Input signals of conventional headphones are exactly the same as those of loudspeakers. For this reason, the sound that the listener hears lacks factors that provide directional images (HRTF) that normally exist in a natural listening environment. Because the sound image reproduced remains in a "fixed position in the listener's head" and the directional quality is lost, the resulting sound does not convey a close-to-life image.
Human beings determine the source of sound through a kind of triangulation based on the difference in the volume of the sound reaching the left and the right ears and their subtle time delay. Binaural technology*5 is an application of this principle. It uses a human-shaped microphone called a dummy-head microphone and is a recording/reproduction format very similar to how we naturally hear the sound.
The transformation characteristics of sound from the source to each ear is called the head-related transfer function (HRTF). They are highly important characteristics that create the sound image outside the listener's head, giving directional effect and sense of distance. They are also described as head-related impulse response (HRIR). The diagram below is an example of HRIR indicating the sound transformation characteristics from the source to a dummy-head microphone. Sony developed Virtualphones Technology (VPT) by applying and improving upon the principle of binaural technology. As a result, Sony succeeded in creating a sound image outside the listener's head. With a small electronic device, it became possible to reproduce a sound field equivalent to what is possible with 5.1-channel speaker system even with headphones.
In theory, this method can reproduce an unlimited number of sound channels. By using this headphone system, a listener can enjoy movies or music always seated in the best position in a home theater or a music hall.
When a human-shaped microphone called a dummy-head microphone is used to record 2-channel stereo sound, the sound reproduced does not remain within the listener's head (the sound image is not established in a "fixed position in the head"), bringing an enhanced sense of a live presence.
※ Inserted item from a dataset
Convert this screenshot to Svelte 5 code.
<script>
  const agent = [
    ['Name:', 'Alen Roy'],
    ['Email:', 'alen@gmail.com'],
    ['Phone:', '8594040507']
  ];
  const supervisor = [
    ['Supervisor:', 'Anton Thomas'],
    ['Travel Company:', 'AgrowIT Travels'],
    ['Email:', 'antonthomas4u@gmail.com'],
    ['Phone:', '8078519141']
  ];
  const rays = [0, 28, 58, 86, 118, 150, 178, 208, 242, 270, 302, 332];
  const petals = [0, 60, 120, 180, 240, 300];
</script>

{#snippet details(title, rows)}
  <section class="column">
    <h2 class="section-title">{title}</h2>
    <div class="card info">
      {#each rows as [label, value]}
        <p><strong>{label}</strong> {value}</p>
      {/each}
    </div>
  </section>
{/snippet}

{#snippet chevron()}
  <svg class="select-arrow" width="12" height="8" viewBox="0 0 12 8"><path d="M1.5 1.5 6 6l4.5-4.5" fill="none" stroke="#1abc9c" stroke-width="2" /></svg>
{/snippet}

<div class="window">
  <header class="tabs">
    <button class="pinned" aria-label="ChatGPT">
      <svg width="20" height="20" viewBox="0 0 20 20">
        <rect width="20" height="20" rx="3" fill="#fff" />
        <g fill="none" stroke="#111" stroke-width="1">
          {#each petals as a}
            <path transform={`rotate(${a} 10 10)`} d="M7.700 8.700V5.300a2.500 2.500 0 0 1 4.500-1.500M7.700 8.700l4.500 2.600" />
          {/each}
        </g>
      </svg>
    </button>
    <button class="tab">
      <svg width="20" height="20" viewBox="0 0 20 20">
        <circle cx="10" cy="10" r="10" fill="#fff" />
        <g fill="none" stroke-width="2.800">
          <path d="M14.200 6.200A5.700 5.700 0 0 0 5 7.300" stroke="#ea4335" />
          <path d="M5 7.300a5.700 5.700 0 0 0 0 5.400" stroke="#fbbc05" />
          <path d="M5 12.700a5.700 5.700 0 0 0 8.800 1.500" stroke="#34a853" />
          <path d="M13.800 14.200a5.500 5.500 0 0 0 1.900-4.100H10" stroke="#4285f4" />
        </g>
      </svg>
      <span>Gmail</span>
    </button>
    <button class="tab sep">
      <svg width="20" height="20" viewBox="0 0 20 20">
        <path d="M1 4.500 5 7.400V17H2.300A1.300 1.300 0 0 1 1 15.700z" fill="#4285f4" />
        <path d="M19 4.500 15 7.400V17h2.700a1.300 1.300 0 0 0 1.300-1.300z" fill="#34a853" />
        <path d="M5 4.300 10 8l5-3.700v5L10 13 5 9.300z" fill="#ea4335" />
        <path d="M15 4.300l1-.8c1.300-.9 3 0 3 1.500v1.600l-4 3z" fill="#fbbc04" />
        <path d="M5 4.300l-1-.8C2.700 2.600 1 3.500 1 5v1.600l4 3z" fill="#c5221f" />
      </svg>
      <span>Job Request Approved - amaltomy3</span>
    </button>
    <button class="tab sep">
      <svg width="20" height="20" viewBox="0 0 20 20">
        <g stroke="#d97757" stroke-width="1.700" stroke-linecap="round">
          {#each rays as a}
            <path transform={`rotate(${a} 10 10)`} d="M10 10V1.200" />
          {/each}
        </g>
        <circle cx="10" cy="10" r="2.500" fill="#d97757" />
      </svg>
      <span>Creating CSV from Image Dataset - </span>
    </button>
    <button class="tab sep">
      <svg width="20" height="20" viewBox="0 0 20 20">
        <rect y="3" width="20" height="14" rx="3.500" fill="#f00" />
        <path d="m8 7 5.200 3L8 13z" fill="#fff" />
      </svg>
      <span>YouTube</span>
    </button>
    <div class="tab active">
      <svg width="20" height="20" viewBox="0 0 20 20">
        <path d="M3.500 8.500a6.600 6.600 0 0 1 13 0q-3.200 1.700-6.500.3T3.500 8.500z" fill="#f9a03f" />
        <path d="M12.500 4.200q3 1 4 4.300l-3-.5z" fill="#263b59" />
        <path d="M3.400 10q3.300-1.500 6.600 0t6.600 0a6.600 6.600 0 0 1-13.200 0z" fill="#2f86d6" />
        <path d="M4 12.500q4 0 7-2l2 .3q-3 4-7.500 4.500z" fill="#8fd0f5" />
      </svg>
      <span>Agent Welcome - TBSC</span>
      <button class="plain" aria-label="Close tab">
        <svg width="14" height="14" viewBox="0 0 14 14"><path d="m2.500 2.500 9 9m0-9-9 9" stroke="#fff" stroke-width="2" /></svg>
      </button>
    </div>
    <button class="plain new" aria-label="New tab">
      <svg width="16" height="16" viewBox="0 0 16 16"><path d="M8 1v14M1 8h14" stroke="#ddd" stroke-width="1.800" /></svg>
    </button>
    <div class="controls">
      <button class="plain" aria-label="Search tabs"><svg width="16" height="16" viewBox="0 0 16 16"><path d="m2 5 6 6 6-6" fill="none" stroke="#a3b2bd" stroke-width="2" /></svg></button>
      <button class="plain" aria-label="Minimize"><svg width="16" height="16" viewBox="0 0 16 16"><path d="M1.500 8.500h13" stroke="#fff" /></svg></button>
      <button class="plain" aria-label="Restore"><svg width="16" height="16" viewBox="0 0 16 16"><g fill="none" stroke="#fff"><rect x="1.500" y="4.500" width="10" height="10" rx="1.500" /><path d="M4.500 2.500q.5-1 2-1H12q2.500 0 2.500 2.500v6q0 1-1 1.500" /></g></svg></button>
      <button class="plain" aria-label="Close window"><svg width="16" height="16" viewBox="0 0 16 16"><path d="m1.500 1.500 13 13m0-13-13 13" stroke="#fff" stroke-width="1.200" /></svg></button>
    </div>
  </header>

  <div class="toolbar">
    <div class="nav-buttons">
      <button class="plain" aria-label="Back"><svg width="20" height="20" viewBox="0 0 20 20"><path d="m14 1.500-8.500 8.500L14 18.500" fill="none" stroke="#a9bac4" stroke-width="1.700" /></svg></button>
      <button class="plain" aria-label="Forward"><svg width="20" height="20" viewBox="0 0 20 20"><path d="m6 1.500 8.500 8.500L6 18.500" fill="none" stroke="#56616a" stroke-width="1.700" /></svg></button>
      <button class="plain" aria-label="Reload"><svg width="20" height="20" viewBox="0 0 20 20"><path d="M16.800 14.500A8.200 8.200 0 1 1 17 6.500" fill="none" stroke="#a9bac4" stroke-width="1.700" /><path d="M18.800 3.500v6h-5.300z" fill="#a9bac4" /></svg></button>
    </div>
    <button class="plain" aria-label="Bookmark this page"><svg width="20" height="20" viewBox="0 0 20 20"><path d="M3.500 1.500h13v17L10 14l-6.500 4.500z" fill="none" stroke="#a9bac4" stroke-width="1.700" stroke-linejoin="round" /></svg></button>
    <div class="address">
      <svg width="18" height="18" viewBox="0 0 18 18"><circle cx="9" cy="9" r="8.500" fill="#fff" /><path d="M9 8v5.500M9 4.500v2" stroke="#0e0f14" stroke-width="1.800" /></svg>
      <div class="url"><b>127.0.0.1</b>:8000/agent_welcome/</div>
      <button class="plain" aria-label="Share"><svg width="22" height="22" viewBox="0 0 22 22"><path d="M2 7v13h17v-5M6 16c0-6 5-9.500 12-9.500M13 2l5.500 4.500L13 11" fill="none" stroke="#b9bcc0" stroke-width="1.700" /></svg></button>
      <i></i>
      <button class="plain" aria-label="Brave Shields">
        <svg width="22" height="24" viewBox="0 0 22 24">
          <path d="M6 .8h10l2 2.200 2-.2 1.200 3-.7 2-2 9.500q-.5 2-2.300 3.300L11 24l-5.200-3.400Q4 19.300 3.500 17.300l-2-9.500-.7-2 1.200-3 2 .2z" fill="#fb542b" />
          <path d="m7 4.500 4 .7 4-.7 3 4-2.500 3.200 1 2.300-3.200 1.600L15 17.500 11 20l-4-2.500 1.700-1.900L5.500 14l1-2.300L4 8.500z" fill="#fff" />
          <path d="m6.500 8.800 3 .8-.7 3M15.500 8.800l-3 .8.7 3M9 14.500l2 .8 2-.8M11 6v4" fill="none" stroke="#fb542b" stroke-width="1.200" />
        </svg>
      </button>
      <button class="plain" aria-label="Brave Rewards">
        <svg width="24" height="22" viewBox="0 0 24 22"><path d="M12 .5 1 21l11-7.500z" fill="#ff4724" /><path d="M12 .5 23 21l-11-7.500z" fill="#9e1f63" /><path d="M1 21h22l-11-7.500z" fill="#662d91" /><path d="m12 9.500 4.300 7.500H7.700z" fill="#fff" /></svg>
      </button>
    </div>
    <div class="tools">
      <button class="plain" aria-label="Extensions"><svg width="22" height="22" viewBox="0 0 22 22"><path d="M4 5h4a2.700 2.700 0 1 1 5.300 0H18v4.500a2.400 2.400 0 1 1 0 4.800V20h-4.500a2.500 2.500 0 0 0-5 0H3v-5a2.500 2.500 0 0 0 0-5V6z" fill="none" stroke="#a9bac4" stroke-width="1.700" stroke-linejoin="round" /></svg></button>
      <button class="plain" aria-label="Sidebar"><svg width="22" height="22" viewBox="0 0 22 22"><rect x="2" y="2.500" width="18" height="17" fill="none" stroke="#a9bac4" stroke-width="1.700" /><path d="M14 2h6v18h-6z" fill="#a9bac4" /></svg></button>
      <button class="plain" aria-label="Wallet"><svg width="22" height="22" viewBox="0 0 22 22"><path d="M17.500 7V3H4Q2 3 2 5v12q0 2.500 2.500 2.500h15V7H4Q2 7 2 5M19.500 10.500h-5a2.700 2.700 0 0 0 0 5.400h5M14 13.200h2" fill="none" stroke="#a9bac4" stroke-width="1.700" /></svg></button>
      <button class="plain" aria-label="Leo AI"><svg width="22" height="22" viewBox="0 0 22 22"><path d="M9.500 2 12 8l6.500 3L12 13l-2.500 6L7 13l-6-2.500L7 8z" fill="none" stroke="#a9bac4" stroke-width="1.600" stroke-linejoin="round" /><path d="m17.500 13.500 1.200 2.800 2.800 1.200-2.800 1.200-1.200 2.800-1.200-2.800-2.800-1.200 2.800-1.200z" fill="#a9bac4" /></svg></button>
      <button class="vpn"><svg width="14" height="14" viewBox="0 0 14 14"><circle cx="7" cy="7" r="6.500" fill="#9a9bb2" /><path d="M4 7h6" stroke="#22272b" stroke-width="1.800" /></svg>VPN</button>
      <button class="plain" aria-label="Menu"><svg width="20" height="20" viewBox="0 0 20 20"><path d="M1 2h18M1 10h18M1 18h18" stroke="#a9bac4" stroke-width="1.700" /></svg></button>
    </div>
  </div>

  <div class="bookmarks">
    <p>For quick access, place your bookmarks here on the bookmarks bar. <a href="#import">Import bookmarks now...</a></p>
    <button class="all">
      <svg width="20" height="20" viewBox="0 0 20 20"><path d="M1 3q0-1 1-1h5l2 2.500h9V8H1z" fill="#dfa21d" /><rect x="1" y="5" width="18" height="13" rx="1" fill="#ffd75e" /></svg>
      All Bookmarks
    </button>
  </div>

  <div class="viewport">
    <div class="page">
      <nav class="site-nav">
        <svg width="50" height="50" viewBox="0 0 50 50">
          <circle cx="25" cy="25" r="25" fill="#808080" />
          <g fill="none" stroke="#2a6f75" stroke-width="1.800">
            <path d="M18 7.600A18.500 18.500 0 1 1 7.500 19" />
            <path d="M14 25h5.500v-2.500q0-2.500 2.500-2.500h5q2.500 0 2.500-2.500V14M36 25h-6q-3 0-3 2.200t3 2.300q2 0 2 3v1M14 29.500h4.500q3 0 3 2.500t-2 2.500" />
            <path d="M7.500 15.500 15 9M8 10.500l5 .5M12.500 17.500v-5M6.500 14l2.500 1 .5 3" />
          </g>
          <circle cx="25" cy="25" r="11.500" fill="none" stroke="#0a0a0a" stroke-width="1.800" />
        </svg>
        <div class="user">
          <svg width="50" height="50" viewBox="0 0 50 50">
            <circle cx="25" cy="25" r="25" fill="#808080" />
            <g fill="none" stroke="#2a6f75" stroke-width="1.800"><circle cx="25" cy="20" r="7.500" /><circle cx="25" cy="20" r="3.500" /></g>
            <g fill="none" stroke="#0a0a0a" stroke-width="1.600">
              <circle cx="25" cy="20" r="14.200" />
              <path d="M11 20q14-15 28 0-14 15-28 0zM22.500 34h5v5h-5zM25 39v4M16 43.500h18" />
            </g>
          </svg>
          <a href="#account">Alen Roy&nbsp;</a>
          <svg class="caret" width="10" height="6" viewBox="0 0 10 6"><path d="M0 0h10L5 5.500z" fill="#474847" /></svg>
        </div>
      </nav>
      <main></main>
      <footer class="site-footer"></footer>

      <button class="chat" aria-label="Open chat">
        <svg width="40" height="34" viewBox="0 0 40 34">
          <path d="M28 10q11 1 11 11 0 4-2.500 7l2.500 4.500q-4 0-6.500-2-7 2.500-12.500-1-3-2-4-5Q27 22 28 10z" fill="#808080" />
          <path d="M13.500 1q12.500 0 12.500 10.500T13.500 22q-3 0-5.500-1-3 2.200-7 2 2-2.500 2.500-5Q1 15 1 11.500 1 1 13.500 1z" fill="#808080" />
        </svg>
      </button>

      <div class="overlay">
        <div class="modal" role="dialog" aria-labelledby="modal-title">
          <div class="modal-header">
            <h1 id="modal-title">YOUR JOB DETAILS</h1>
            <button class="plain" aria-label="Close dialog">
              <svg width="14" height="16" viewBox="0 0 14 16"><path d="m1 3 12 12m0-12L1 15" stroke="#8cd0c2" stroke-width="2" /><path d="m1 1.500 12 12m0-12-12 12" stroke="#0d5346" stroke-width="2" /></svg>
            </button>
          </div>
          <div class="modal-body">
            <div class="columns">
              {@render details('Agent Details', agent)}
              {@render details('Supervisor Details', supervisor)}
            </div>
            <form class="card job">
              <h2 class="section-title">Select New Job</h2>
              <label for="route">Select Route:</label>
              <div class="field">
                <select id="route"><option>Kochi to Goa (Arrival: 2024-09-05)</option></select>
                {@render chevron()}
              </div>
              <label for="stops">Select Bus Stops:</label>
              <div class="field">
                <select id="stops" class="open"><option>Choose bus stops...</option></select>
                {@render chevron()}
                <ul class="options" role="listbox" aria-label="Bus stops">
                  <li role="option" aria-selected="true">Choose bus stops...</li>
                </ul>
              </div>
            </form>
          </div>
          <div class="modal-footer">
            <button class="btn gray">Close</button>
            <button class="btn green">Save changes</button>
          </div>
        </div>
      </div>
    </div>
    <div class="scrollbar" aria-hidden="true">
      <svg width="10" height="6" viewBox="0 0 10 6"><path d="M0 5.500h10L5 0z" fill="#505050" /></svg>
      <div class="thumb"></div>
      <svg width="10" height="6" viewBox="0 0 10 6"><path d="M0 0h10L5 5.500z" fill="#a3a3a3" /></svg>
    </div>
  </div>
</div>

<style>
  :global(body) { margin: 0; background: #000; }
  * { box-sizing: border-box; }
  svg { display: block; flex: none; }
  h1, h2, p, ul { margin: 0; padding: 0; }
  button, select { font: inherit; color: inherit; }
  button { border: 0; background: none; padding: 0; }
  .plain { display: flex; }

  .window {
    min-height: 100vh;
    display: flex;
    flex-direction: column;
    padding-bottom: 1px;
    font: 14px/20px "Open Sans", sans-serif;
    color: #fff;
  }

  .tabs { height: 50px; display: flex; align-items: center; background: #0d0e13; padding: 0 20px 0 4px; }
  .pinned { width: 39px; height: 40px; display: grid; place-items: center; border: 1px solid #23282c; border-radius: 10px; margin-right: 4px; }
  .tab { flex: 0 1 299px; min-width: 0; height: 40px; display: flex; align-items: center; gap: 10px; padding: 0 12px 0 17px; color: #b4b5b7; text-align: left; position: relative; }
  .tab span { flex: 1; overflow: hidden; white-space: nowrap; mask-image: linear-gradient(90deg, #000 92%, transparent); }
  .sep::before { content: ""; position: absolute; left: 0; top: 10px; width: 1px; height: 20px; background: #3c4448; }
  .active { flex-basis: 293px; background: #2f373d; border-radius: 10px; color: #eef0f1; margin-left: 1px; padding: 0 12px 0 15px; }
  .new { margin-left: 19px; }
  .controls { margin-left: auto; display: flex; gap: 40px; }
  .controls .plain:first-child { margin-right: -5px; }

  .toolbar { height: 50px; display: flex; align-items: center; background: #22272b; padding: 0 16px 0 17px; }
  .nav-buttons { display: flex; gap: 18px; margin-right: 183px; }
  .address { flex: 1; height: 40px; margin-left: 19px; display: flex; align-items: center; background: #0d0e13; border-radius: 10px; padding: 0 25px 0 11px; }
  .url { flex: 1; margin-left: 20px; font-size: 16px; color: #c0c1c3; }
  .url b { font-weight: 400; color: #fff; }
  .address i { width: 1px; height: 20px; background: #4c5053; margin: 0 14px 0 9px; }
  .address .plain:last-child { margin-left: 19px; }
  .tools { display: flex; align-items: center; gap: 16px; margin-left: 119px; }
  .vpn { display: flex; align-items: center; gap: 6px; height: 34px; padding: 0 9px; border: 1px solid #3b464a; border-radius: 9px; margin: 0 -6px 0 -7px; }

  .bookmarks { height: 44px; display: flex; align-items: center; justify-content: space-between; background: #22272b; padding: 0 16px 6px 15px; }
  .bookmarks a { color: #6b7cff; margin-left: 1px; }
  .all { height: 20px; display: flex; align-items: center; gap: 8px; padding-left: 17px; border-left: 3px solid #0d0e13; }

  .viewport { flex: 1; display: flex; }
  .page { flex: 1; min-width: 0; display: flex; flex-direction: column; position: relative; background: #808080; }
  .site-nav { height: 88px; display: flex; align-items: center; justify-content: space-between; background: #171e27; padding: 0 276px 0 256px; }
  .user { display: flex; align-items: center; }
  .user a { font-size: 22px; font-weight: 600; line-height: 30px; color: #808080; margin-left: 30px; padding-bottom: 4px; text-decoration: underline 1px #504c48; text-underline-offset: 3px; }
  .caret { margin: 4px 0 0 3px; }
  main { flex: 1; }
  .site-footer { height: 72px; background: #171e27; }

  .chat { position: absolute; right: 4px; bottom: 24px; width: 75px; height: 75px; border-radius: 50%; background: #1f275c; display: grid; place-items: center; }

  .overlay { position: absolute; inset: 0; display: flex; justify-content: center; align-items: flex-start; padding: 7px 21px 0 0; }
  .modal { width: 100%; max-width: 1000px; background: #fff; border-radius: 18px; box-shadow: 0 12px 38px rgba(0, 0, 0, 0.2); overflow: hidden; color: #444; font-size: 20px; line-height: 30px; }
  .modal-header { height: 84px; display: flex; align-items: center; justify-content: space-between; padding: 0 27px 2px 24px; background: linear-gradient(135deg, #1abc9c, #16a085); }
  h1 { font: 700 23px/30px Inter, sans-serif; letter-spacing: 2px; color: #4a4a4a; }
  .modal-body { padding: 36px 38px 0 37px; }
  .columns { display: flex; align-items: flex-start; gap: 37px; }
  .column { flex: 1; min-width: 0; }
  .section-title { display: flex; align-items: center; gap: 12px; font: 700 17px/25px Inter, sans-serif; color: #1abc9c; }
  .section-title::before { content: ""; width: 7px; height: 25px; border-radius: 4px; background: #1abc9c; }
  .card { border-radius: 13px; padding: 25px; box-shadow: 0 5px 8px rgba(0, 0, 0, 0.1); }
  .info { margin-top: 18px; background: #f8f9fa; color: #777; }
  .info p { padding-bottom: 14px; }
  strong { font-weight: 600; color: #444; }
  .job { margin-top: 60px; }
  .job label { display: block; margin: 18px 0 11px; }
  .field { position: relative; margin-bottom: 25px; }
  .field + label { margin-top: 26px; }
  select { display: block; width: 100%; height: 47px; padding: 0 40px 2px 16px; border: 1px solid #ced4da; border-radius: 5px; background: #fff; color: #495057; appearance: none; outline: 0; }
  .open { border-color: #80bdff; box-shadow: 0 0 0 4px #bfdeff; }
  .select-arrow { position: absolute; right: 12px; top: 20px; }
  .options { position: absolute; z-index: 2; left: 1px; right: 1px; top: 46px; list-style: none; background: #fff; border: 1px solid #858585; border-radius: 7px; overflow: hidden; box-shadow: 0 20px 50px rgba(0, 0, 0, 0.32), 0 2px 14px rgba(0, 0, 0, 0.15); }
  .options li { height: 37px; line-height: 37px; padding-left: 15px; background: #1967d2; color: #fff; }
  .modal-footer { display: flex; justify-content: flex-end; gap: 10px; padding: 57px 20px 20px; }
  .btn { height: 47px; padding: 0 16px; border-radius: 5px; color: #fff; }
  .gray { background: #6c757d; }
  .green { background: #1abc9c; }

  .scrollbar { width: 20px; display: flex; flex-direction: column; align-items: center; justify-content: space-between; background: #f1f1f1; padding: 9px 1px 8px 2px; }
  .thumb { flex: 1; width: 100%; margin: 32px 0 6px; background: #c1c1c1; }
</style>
This technology is called binaural recording/reproduction. Sony recognized the potential of this technology and has continued its research and development.
The benefits of this technology are, as stated before, the ability to achieve immersive life-like sound with directional quality through headphone reproduction. The disadvantages are: 1) it is difficult to gain a clear sense of distance and directional positioning of the sound coming from the front. 2) The sound signals recorded using this method tend to sound high-pitched when reproduced through loudspeakers, thus, requiring two separate sources for headphone reproduction and loudspeaker reproduction. It is mainly for these weaknesses that this technology has failed to gain common acceptance despite of its excellent quality.
In order to solve the first problem, Sony conducted research on sound physiology and acoustic theory and developed proprietary technologies including head-tracking technology*6. This, in turn, effectively made it possible to acquire a realistic positioning image of the sound coming from the front.
The solution to the second point was to add sound characteristics measured at a test listening in a listening room by using data signal processing. In other words, Sony solved the problem by adding sound field information and HRTFs equivalent to those from the sound field of desired sounds using a signal processing method called convolution. As a result, it became possible to create on an electronic circuit various sound fields where the dummy-head was placed.
Conventionally, one of the challenges of sound reproduction using headphones is that the sound field moves with the rotation of the listener's head. VIP-1000 and MDR-DS8000 have Gyro Sensors attached to the headsets. They calculate the rotating angle of the head and based on the angle, make data adjustments to fix the sound fields using digital signal processing. In other words, real time adjustments of HRIR from the source to the ears are made as the head moves.
Therefore, even when the listener looks to his/her side wearing the headphone, the sound field will stay fixed, allowing him/her to enjoy close-to-live sound images with a realistic sound field. This can be explained from an acoustic physiological point of view as a phenomenon of sound stimulation reaching motor center in the head becoming closed loop. By switching on and off the head-tracking switch of the headphone indicated in the above diagram, it is clear that head movement largely affects the sound positioning
Human beings determine the distance and direction of the source of the sound through a kind of triangulation. However, when a person rotates his/her head, the brain gets confused unless these characteristics synchronically change with the head movements. As a result, the sound image tends to be fixed within the listener's head or in the original position. This is one of the reasons why the sound appears to originate inside the listener's head when using conventional headphones. Although it is technically possible to keep the sound image outside the listener's head by adjusting the patterns of reflected waves from the wall, the sound image tends to get fixed inside the head when the person is just listening to sound without a visual image. Head-tracking technology is a solution to this problem. By constantly tracking head movements, real time adjustments are provided for the characteristics of sound transmission from the source to the ears, thus, enabling constant and continuous accurate triangulation and resulting in a clear image of the fixed position in the front. Piezoelectric vibration gyros were adopted for tracking.